105 entry daha
  • beş buçuk yıl önce, sıradan bir salı sabahı. herkes kütüphanede ilim irfan semalarına karışmışken, ben en eski rüyalarımdan birine dalıyorum yine: "bir gün mutlu olacakmışım". kütüphanelerin garip bir huzuru vardır hep. o huzurun yan etkisi bir hayal işte. bir yandan da sanırım mihri hatun'un divanı ile ilgili bir şeyler okuyorum. mihri'nin hayatı da gaz veriyor... dikkatim dağılıyor birden...

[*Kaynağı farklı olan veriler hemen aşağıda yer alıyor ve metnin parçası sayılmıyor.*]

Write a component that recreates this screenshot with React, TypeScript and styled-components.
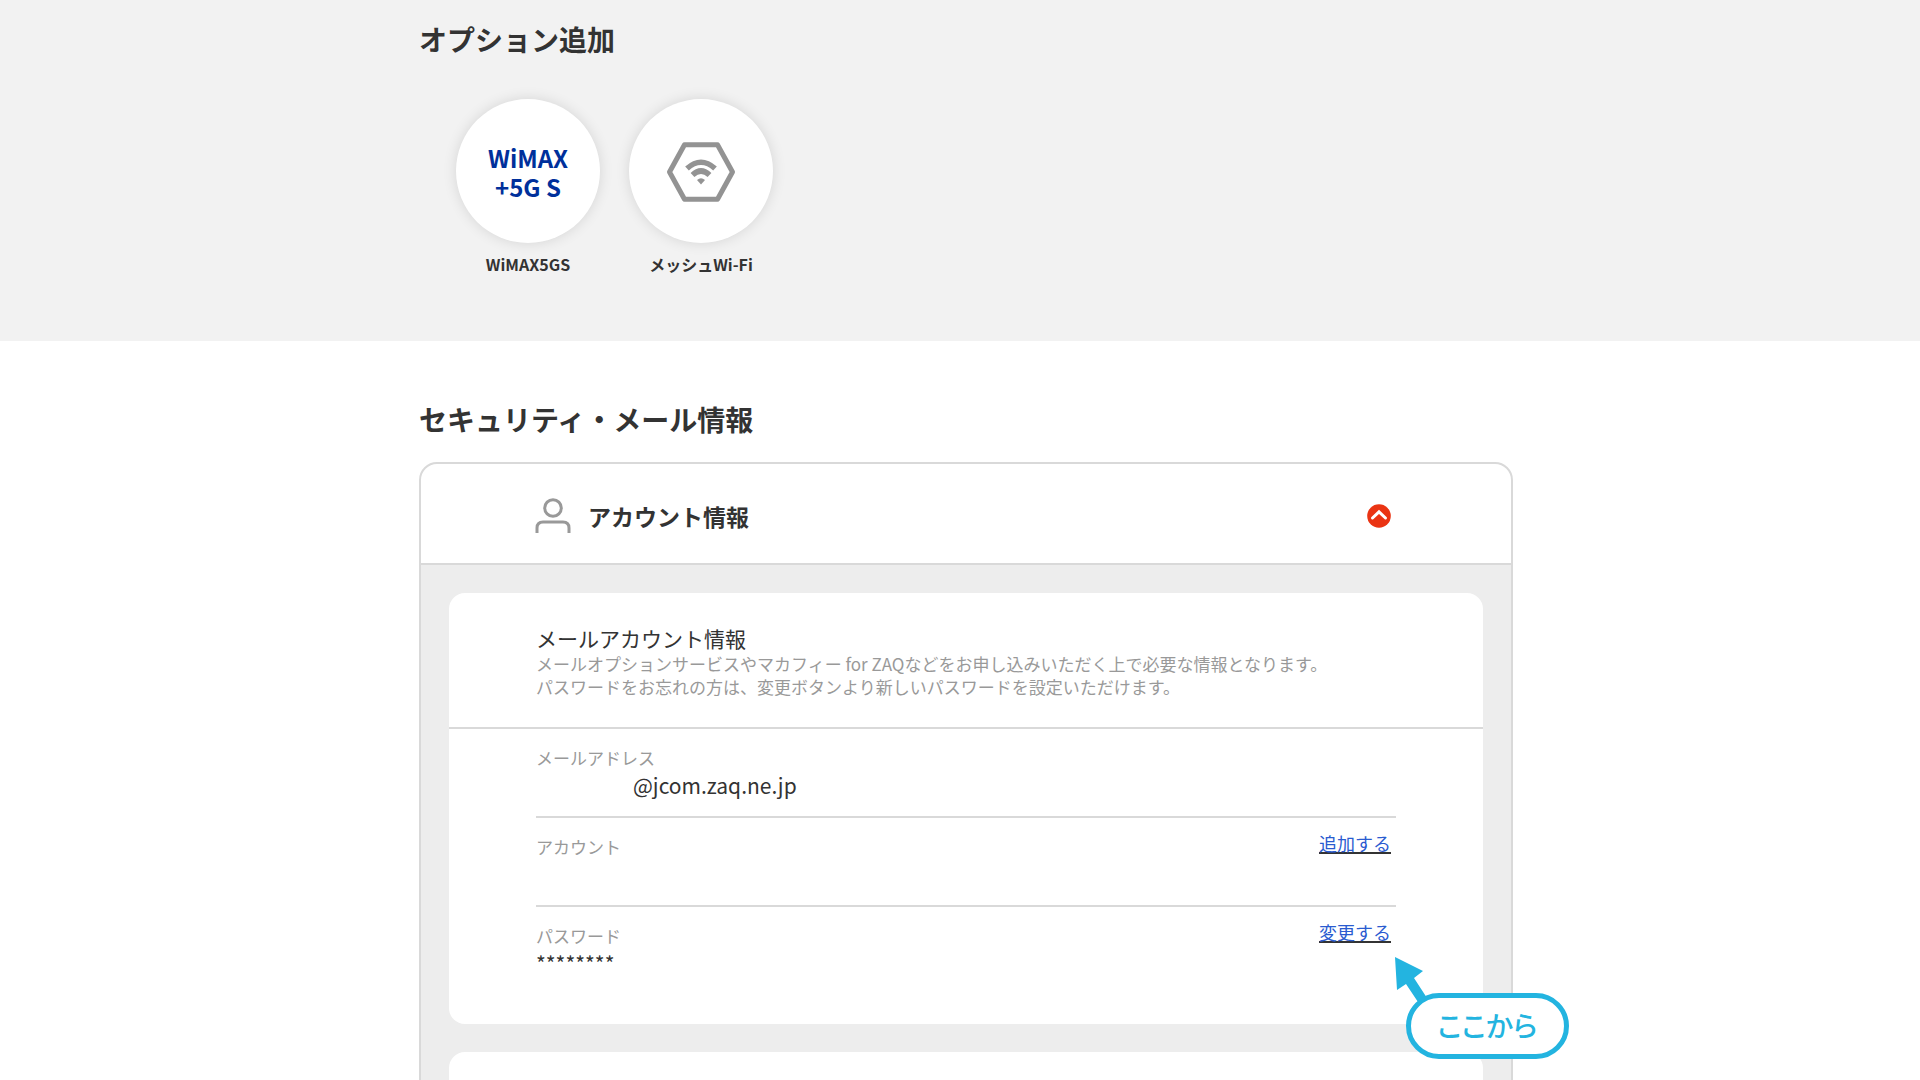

    pencerelerin içeri buyur ettiği kocaman kış güneşi demetleri "yüzünü" gizliyor benden. aragorn'un fangorn'da gandalf'i ışıktan göremediği/seçemediği sahnenin içine düşüyorum adeta. kasım güneşinin beklenmedik zerafetine mi hayran oluyorum, yoksa sana mı? nereye bakınıyorsun? niye sana bakamıyorum? adım at. kurtar beni şu gündüz körlüğümden...

    ışığın altındasın ve sana bakıyorum. hatırlıyorum, net tabirle öküz gibi sana bakıyorum. birkaç saniye öyle kalıyorsun, kıpırdamadan ama capcanlı. ve diğer her şey de durağan adeta. kütüphanedeki herkes kusursuz bir oyunda usta birer pandomim sanatçısı. güneş ışığının o narin tayfının altında o kadar canlısın ki.. bir kütüphane dolusu insan senin yanında o kadar cansız ki. onlara canlı diyebilmem için seni öldürmek gerekiyor adeta. nasıldı o söz: "o kadar güzelsin ki mumyalanmalısın".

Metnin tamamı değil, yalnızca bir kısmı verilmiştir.